Poizner touts the endorsement of nine former Republican Party state chairman, and well-known conservatives.
“The activists are extremely important,” says Jon Fleischman, a regional vice-chairman of the California Republican Party who is not affiliated with either campaign. “Those major Republican organizations give you bona fides. To the extent that you’re able to get endorsements from those activists and those organizations, it’s very valuable” in a Republican primary.
Poizner’s campaign points to the campaign of Richard Riordan in 2002. Riordan had a number of high-profile endorsements, but did not cultivate the conservative Republican base. Riordan wound up losing a primary to conservative Bill Simon.
“Much of the statewide activist network that was in place for Simon is the network for Steve,” says Fleischman.
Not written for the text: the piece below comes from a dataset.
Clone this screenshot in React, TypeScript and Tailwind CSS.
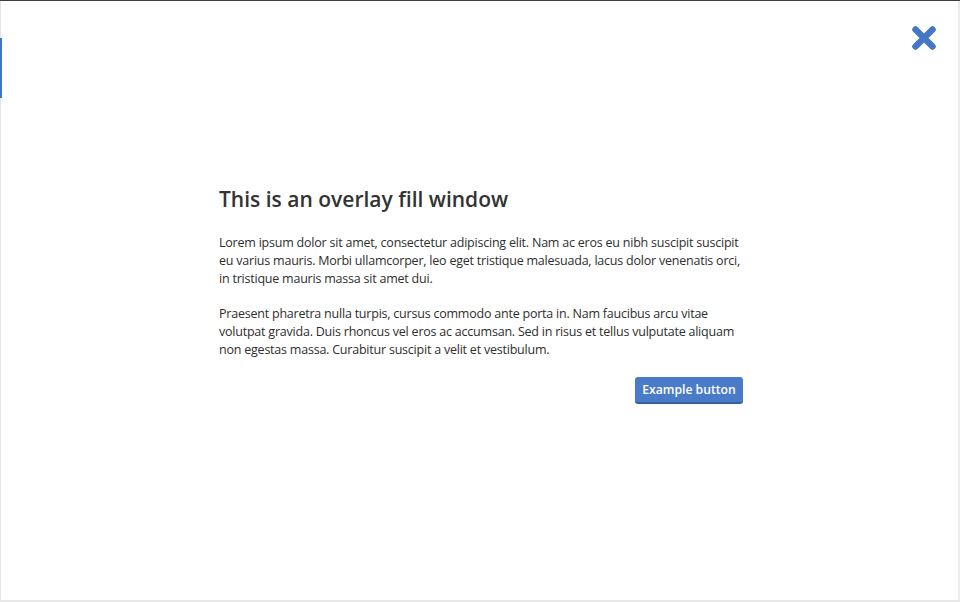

And like Riordan, they say, Republican voters may not like what they see when they get a closer look at Whitman.
Whitman has said she only registered as a Republican in 2007, so that she could vote for her friend and supporter, Mitt Romney, in the 2008 presidential primary. She did not vote in the 2003 recall election or in the 2005 special election.
Poizner has some things in his past that will not sit well with conservatives – he supported lowering the local vote threshold to raise taxes in 2004, and gave money to Al Gore’s presidential campaign in 2000 – but Poizner has worked hard to assuage those fears in meetings with conservative activists.
Poizner is plotting a series of policy speeches over the next several months. But some supporters worry his political operation is not where it should be. Bognet, like many others on Poizner’s staff, has a strong policy background, a natural Poizner strength, but the job of political director remains unfilled. Poizner still receives council from Jim Brulte, his campaign chairman and one of the party’s most savvy political operators.
“A lot of this is inside baseball,” Bognet said. “The reality is, we’re a year out from the primary, and our operation is way ahead of where political campaigns typically are at this stage.”